Draft Amendments Effective March 2012

Draft Amendments Effective March 2012


As mentioned in the budget, the “cap” tax relief will effectively fall away and be replaced by a tax “credit” system. In essence, tax relief will be applied to medical aid contributions by means of a tax rebate instead of reducing remuneration by the value of the cap amount. A discussion document has been made available which further clarifies the “credit” system. It also investigates the possibility of using the tax credit system for medical expenses paid by the employee / individual. Our understanding so far is that the intention is to change the method of calculation for tax relief and not to change the principle of taxing medical aid contributions. More about this topic will be made available once response to the working paper has been received, digested and finalised.

There has been no further update on the proposed reforms regarding taxation and administration of retirement funds, other than the fact that they have been postponed until later on in the year. At this stage, there is no indication as to whether or not the proposed reforms will be effective from March 2012 or a later date.
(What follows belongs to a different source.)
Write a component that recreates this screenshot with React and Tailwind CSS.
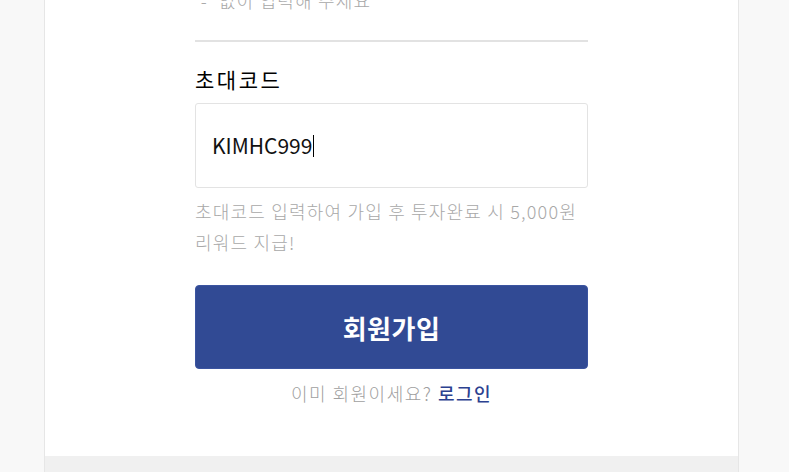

The Youth Subsidy scheme proposed in the budget (effective March 2012) has not been finalised yet. More about this is expected later on in the year.

The National Health Insurance scheme also proposed for implementation in March 2012 has not been included in the draft amendments. Again, more on this topic should be available later on in the year.

We attended a lunch and presentation, hosted by the Department of Social Development on 17 July, regarding Pension Reform Presentation. It appears that over the next 3 years the detail will be with the legislators and we can expect a roll out in approximately 2015. In the next reporter, we will prepare an overview of what we believe were the important points covered.